Il n'a pas fait allusion au nouveau plan de sauvetage de 86 milliards d'euros négocié avec la zone euro en juillet. Mais Syriza a fait campagne pour sa mise en œuvre, tout en promettant des mesures pour protéger les plus vulnérables.

Lundi matin, un cadre influent du parti a déclaré que la négociation d'un allègement de la dette grecque, à peine inférieure à 170% du PIB, figurerait en tête des priorités du nouveau gouvernement Tsipras.

Toujours selon ce cadre de Syriza, Alexis Tsipras envisage de former un conseil national de politique européenne qui intégrerait des représentants d'autres partis siégeant au Parlement. "Nous allons demander à toutes les forces politiques de soutenir nos efforts", a-t-il dit.

Mis à part les néo-nazis d'Aube dorée, qui restent la troisième force politique du pays avec 18 sièges, et les communistes du KKE (15 élus), les autres partis au nouveau Parlement acceptent tous le principe des réformes en échange d'une aide financière qui a permis à la Grèce de se maintenir dans la zone euro.

La première tâche du gouvernement Tsipras II sera de persuader les créanciers européens que des réformes en nombre suffisant ont été mises en œuvre pour que la prochaine tranche d'aide dans le cadre du plan soit effectivement versée. Le plan de sauvetage doit faire l'objet d'un réexamen chaque mois.
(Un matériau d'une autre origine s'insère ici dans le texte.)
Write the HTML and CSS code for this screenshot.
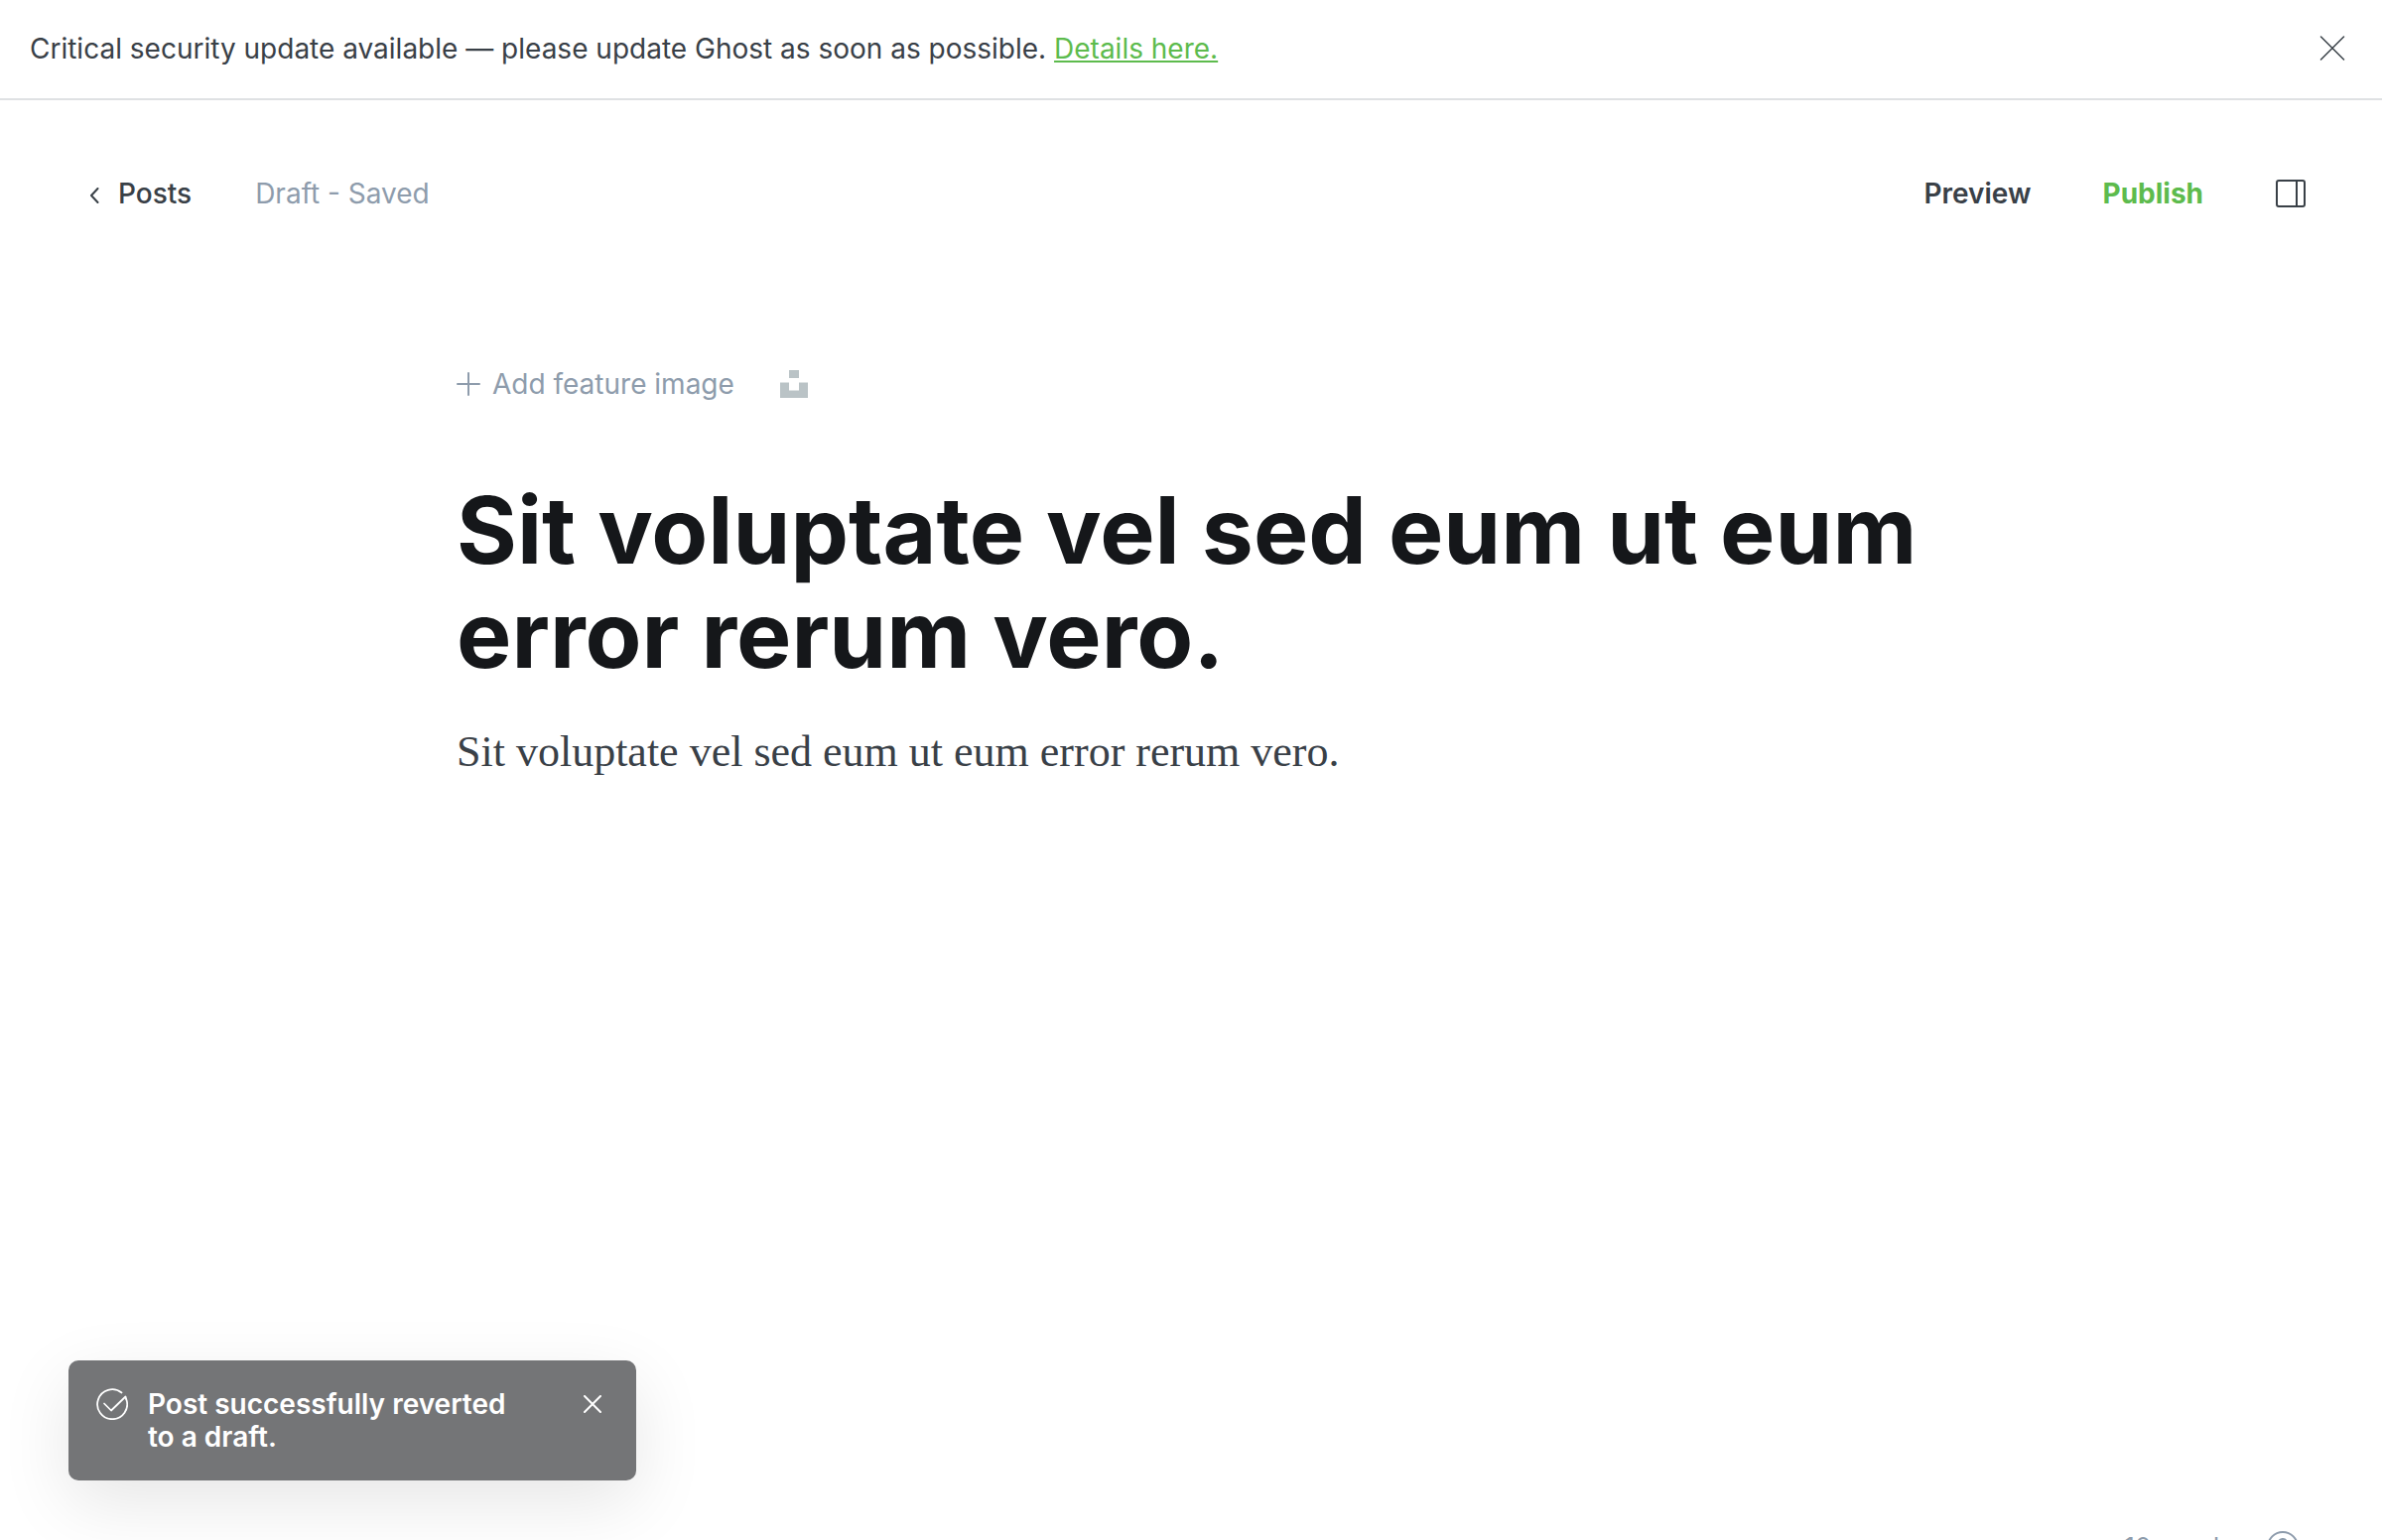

Le président de l'Eurogroupe des ministres des Finances de la zone euro, Jeroen Dijsselbloem, s'est dit "prêt à travailler étroitement avec les autorités grecques et à continuer à accompagner la Grèce dans ses efforts de réformes ambitieuses".

Alexis Tsipras va devoir s'attaquer aussi au dossier des réfugiés, le pays étant une des portes d'entrée majeure dans l'Union européenne pour des milliers de migrants qui cherchent à atteindre les pays riches d'Europe du Nord. Il participera mercredi au Conseil européen extraordinaire prévu à ce sujet.